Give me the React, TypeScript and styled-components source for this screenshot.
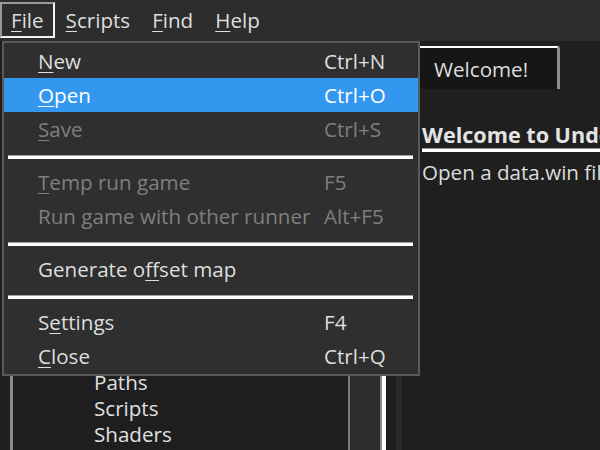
import React from "react";
import styled, { createGlobalStyle } from "styled-components";

const Global = createGlobalStyle`
  html, body { margin: 0; padding: 0; background: #1f1f1f; }
  body { font-family: "Open Sans", "Noto Sans", sans-serif; }
  * { box-sizing: border-box; }
`;

const Frame = styled.div`
  position: relative;
  width: 600px;
  height: 450px;
  overflow: hidden;
  background: #1f1f1f;
  color: #dcdcdc;
  font-size: 20.6px;
`;

const MenuBar = styled.div`
  display: flex;
  align-items: flex-start;
  height: 41px;
  padding-top: 2px;
  background: #2d2d2d;
`;

const BarItem = styled.div<{ $active?: boolean }>`
  height: 36px;
  display: flex;
  align-items: center;
  padding: 0 9px 0 9px;
  border: 2px solid transparent;
  border-color: ${(p) =>
    p.$active ? "#9a9a9a #f2f2f2 #f2f2f2 #9a9a9a" : "transparent"};
  color: #dedede;
  white-space: nowrap;
`;

const Key = styled.u`
  text-decoration-thickness: 1px;
  text-underline-offset: 3px;
`;

const Body = styled.div`
  display: flex;
  height: 409px;
`;

const LeftColumn = styled.div`
  display: flex;
  padding: 6px 0 0 10px;
  width: 386px;
  flex-shrink: 0;
`;

const TreeFrame = styled.div`
  display: flex;
  flex: 1;
  border-top: 2px solid #8a8a8a;
  border-left: 3px solid #8a8a8a;
  border-right: 4px solid #ffffff;
  background: #1e1e1e;
`;

const TreeList = styled.div`
  flex: 1;
  padding-top: 8px;
  overflow: hidden;
`;

const TreeRow = styled.div<{ $depth: number }>`
  height: 26px;
  line-height: 26px;
  padding-left: ${(p) => 20 + p.$depth * 61}px;
  color: #e0e0e0;
  white-space: nowrap;
`;

const ScrollTrack = styled.div`
  width: 34px;
  background: #2d2d2d;
  border-left: 2px solid #7a7a7a;
  border-right: 2px solid #8a8a8a;
`;

const Gap = styled.div`
  width: 10px;
  background: #1e1e1e;
`;

const Splitter = styled.div`
  width: 6px;
  background: #2a2a2a;
`;

const RightPane = styled.div`
  flex: 1;
  display: flex;
  flex-direction: column;
  min-width: 0;
  background: #1f1f1f;
`;

const TabStrip = styled.div`
  height: 48px;
  display: flex;
  align-items: flex-end;
  padding-left: 8px;
`;

const Tab = styled.div`
  height: 43px;
  display: flex;
  align-items: center;
  padding: 0 29px 0 24px;
  background: #161616;
  border-top: 2px solid #ffffff;
  border-right: 3px solid #8f8f8f;
  border-top-right-radius: 3px;
  color: #dedede;
  white-space: nowrap;
`;

const Content = styled.div`
  padding: 31px 0 0 20px;
  white-space: nowrap;
`;

const Heading = styled.div`
  font-weight: 700;
  font-size: 21.6px;
  line-height: 29px;
  color: #e4e4e4;
  border-bottom: 3px solid #ffffff;
  box-shadow: inset 0 -1px 0 #9a9a9a;
`;

const Para = styled.div`
  margin-top: 7px;
  line-height: 26px;
  color: #dcdcdc;
`;

const Popup = styled.div`
  position: absolute;
  left: 2px;
  top: 41px;
  width: 418px;
  padding: 1px 0;
  background: #2f2f2f;
  border: 2px solid #5a5a5a;
`;

const Item = styled.div<{ $hot?: boolean; $disabled?: boolean }>`
  display: grid;
  grid-template-columns: 286px 1fr;
  align-items: center;
  height: 34px;
  padding-left: 34px;
  padding-bottom: 1px;
  white-space: nowrap;
  background: ${(p) => (p.$hot ? "#3397f0" : "transparent")};
  color: ${(p) => (p.$hot ? "#ffffff" : p.$disabled ? "#7f7f7f" : "#dedede")};
`;

const Separator = styled.div`
  height: 19px;
  padding: 9px 5px 0 4px;
  &::after {
    content: "";
    display: block;
    height: 3px;
    border-top: 1px solid #a0a0a0;
    background: #ffffff;
  }
`;

type Entry =
  | { sep: true }
  | {
      sep?: false;
      pre: string;
      key: string;
      post: string;
      shortcut?: string;
      hot?: boolean;
      disabled?: boolean;
    };

const entries: Entry[] = [
  { pre: "", key: "N", post: "ew", shortcut: "Ctrl+N" },
  { pre: "", key: "O", post: "pen", shortcut: "Ctrl+O", hot: true },
  { pre: "", key: "S", post: "ave", shortcut: "Ctrl+S", disabled: true },
  { sep: true },
  { pre: "", key: "T", post: "emp run game", shortcut: "F5", disabled: true },
  { pre: "Run game with other runner", key: "", post: "", shortcut: "Alt+F5", disabled: true },
  { sep: true },
  { pre: "Generate o", key: "f", post: "fset map" },
  { sep: true },
  { pre: "S", key: "e", post: "ttings", shortcut: "F4" },
  { pre: "", key: "C", post: "lose", shortcut: "Ctrl+Q" },
];

const tree: [string, number][] = [
  ["Data", 0],
  ["General info", 1],
  ["Global init", 1],
  ["Game End scripts", 1],
  ["Audio groups", 1],
  ["Sounds", 1],
  ["Sprites", 1],
  ["Backgrounds & Tile sets", 1],
  ["Code", 1],
  ["Variables", 1],
  ["Functions", 1],
  ["Code locals", 1],
  ["Paths", 1],
  ["Scripts", 1],
  ["Shaders", 1],
  ["Fonts", 1],
];

export default function App() {
  return (
    <Frame>
      <Global />
      <MenuBar>
        <BarItem $active>
          <Key>F</Key>ile
        </BarItem>
        <BarItem>
          <Key>S</Key>cripts
        </BarItem>
        <BarItem>
          <Key>F</Key>ind
        </BarItem>
        <BarItem>
          <Key>H</Key>elp
        </BarItem>
      </MenuBar>
      <Body>
        <LeftColumn>
          <TreeFrame>
            <TreeList>
              {tree.map(([name, depth]) => (
                <TreeRow key={name} $depth={depth}>
                  {name}
                </TreeRow>
              ))}
            </TreeList>
            <ScrollTrack />
          </TreeFrame>
        </LeftColumn>
        <Gap />
        <Splitter />
        <RightPane>
          <TabStrip>
            <Tab>Welcome!</Tab>
          </TabStrip>
          <Content>
            <Heading>Welcome to UndertaleModTool!</Heading>
            <Para>
              Open a data.win file to get started, then double click on the
              items on the left to view them.
            </Para>
          </Content>
        </RightPane>
      </Body>
      <Popup>
        {entries.map((e, i) =>
          e.sep ? (
            <Separator key={i} />
          ) : (
            <Item key={i} $hot={e.hot} $disabled={e.disabled}>
              <span>
                {e.pre}
                {e.key && <Key>{e.key}</Key>}
                {e.post}
              </span>
              <span>{e.shortcut}</span>
            </Item>
          )
        )}
      </Popup>
    </Frame>
  );
}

__Short task__. Without including any pictures, print all of the material exactly as given.

__Response__.
Give me the React, TypeScript and styled-components source for this screenshot.
import React from "react";
import styled, { createGlobalStyle } from "styled-components";

const Global = createGlobalStyle`
  html, body { margin: 0; padding: 0; background: #1f1f1f; }
  body { font-family: "Open Sans", "Noto Sans", sans-serif; }
  * { box-sizing: border-box; }
`;

const Frame = styled.div`
  position: relative;
  width: 600px;
  height: 450px;
  overflow: hidden;
  background: #1f1f1f;
  color: #dcdcdc;
  font-size: 20.6px;
`;

const MenuBar = styled.div`
  display: flex;
  align-items: flex-start;
  height: 41px;
  padding-top: 2px;
  background: #2d2d2d;
`;

const BarItem = styled.div<{ $active?: boolean }>`
  height: 36px;
  display: flex;
  align-items: center;
  padding: 0 9px 0 9px;
  border: 2px solid transparent;
  border-color: ${(p) =>
    p.$active ? "#9a9a9a #f2f2f2 #f2f2f2 #9a9a9a" : "transparent"};
  color: #dedede;
  white-space: nowrap;
`;

const Key = styled.u`
  text-decoration-thickness: 1px;
  text-underline-offset: 3px;
`;

const Body = styled.div`
  display: flex;
  height: 409px;
`;

const LeftColumn = styled.div`
  display: flex;
  padding: 6px 0 0 10px;
  width: 386px;
  flex-shrink: 0;
`;

const TreeFrame = styled.div`
  display: flex;
  flex: 1;
  border-top: 2px solid #8a8a8a;
  border-left: 3px solid #8a8a8a;
  border-right: 4px solid #ffffff;
  background: #1e1e1e;
`;

const TreeList = styled.div`
  flex: 1;
  padding-top: 8px;
  overflow: hidden;
`;

const TreeRow = styled.div<{ $depth: number }>`
  height: 26px;
  line-height: 26px;
  padding-left: ${(p) => 20 + p.$depth * 61}px;
  color: #e0e0e0;
  white-space: nowrap;
`;

const ScrollTrack = styled.div`
  width: 34px;
  background: #2d2d2d;
  border-left: 2px solid #7a7a7a;
  border-right: 2px solid #8a8a8a;
`;

const Gap = styled.div`
  width: 10px;
  background: #1e1e1e;
`;

const Splitter = styled.div`
  width: 6px;
  background: #2a2a2a;
`;

const RightPane = styled.div`
  flex: 1;
  display: flex;
  flex-direction: column;
  min-width: 0;
  background: #1f1f1f;
`;

const TabStrip = styled.div`
  height: 48px;
  display: flex;
  align-items: flex-end;
  padding-left: 8px;
`;

const Tab = styled.div`
  height: 43px;
  display: flex;
  align-items: center;
  padding: 0 29px 0 24px;
  background: #161616;
  border-top: 2px solid #ffffff;
  border-right: 3px solid #8f8f8f;
  border-top-right-radius: 3px;
  color: #dedede;
  white-space: nowrap;
`;

const Content = styled.div`
  padding: 31px 0 0 20px;
  white-space: nowrap;
`;

const Heading = styled.div`
  font-weight: 700;
  font-size: 21.6px;
  line-height: 29px;
  color: #e4e4e4;
  border-bottom: 3px solid #ffffff;
  box-shadow: inset 0 -1px 0 #9a9a9a;
`;

const Para = styled.div`
  margin-top: 7px;
  line-height: 26px;
  color: #dcdcdc;
`;

const Popup = styled.div`
  position: absolute;
  left: 2px;
  top: 41px;
  width: 418px;
  padding: 1px 0;
  background: #2f2f2f;
  border: 2px solid #5a5a5a;
`;

const Item = styled.div<{ $hot?: boolean; $disabled?: boolean }>`
  display: grid;
  grid-template-columns: 286px 1fr;
  align-items: center;
  height: 34px;
  padding-left: 34px;
  padding-bottom: 1px;
  white-space: nowrap;
  background: ${(p) => (p.$hot ? "#3397f0" : "transparent")};
  color: ${(p) => (p.$hot ? "#ffffff" : p.$disabled ? "#7f7f7f" : "#dedede")};
`;

const Separator = styled.div`
  height: 19px;
  padding: 9px 5px 0 4px;
  &::after {
    content: "";
    display: block;
    height: 3px;
    border-top: 1px solid #a0a0a0;
    background: #ffffff;
  }
`;

type Entry =
  | { sep: true }
  | {
      sep?: false;
      pre: string;
      key: string;
      post: string;
      shortcut?: string;
      hot?: boolean;
      disabled?: boolean;
    };

const entries: Entry[] = [
  { pre: "", key: "N", post: "ew", shortcut: "Ctrl+N" },
  { pre: "", key: "O", post: "pen", shortcut: "Ctrl+O", hot: true },
  { pre: "", key: "S", post: "ave", shortcut: "Ctrl+S", disabled: true },
  { sep: true },
  { pre: "", key: "T", post: "emp run game", shortcut: "F5", disabled: true },
  { pre: "Run game with other runner", key: "", post: "", shortcut: "Alt+F5", disabled: true },
  { sep: true },
  { pre: "Generate o", key: "f", post: "fset map" },
  { sep: true },
  { pre: "S", key: "e", post: "ttings", shortcut: "F4" },
  { pre: "", key: "C", post: "lose", shortcut: "Ctrl+Q" },
];

const tree: [string, number][] = [
  ["Data", 0],
  ["General info", 1],
  ["Global init", 1],
  ["Game End scripts", 1],
  ["Audio groups", 1],
  ["Sounds", 1],
  ["Sprites", 1],
  ["Backgrounds & Tile sets", 1],
  ["Code", 1],
  ["Variables", 1],
  ["Functions", 1],
  ["Code locals", 1],
  ["Paths", 1],
  ["Scripts", 1],
  ["Shaders", 1],
  ["Fonts", 1],
];

export default function App() {
  return (
    <Frame>
      <Global />
      <MenuBar>
        <BarItem $active>
          <Key>F</Key>ile
        </BarItem>
        <BarItem>
          <Key>S</Key>cripts
        </BarItem>
        <BarItem>
          <Key>F</Key>ind
        </BarItem>
        <BarItem>
          <Key>H</Key>elp
        </BarItem>
      </MenuBar>
      <Body>
        <LeftColumn>
          <TreeFrame>
            <TreeList>
              {tree.map(([name, depth]) => (
                <TreeRow key={name} $depth={depth}>
                  {name}
                </TreeRow>
              ))}
            </TreeList>
            <ScrollTrack />
          </TreeFrame>
        </LeftColumn>
        <Gap />
        <Splitter />
        <RightPane>
          <TabStrip>
            <Tab>Welcome!</Tab>
          </TabStrip>
          <Content>
            <Heading>Welcome to UndertaleModTool!</Heading>
            <Para>
              Open a data.win file to get started, then double click on the
              items on the left to view them.
            </Para>
          </Content>
        </RightPane>
      </Body>
      <Popup>
        {entries.map((e, i) =>
          e.sep ? (
            <Separator key={i} />
          ) : (
            <Item key={i} $hot={e.hot} $disabled={e.disabled}>
              <span>
                {e.pre}
                {e.key && <Key>{e.key}</Key>}
                {e.post}
              </span>
              <span>{e.shortcut}</span>
            </Item>
          )
        )}
      </Popup>
    </Frame>
  );
}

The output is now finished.